Ensure you can collect evidence to back your board’s Provision 29 effectiveness declaration. Think about overarching risk and control frameworks as opposed to detailed controls and focus in on material key risks and controls. There will be pockets of information throughout a company and there needs to be a way to bring all this information together in a clear and cohesive way.
The panel advised not to get bogged down in technical language (risk/audit speak) – focus on what the code is trying to achieve.
Ensure you don’t get complacent about the importance of controls and Risk and Controls Assessments (RCA). Make use of available guidance that will be helpful e.g. the FRC guidance on COSO and Risk.
The importance of transparency and effective communication
Richard Moriarty, CEO of the FRC, has said that Provision 29 is the ‘transparency provision’. This declaration will sharpen focus and encourage directors to look deeper and double check before signing on the dotted line. There is a need to focus on this culturally, revamping risks and controls programmes and reposition accordingly. As such, engagement is needed across all lines of defence and with the board.
Speakers highlighted the importance of accountability back to the boardroom and how important it is that boards understand key risks and how the key risks link to the company’s strategy so that the business can knowingly take risks – while also maintaining “business safety”. To do this, there primarily needs to be effective two-way communication between the board and the audit committee.

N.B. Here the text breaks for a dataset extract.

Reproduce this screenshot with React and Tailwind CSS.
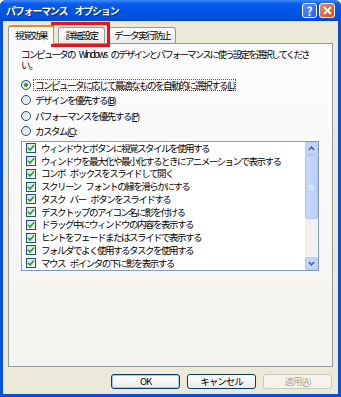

Some have questioned whether the use of frameworks is gamifying the process rather than mitigating risk. Richard Moriarty has said we do not want to punish the virtuous. Provision 29 aims to help guide the virtuous and those who try to game the system should ultimately get caught out.
Different components of risk e.g. health and safety and performance data need to be knitted together to produce a comprehensive picture of the company’s state of affairs.
Speak a language that boards understand and decode for them what your company needs to do to fulfil its Provision 29 obligations.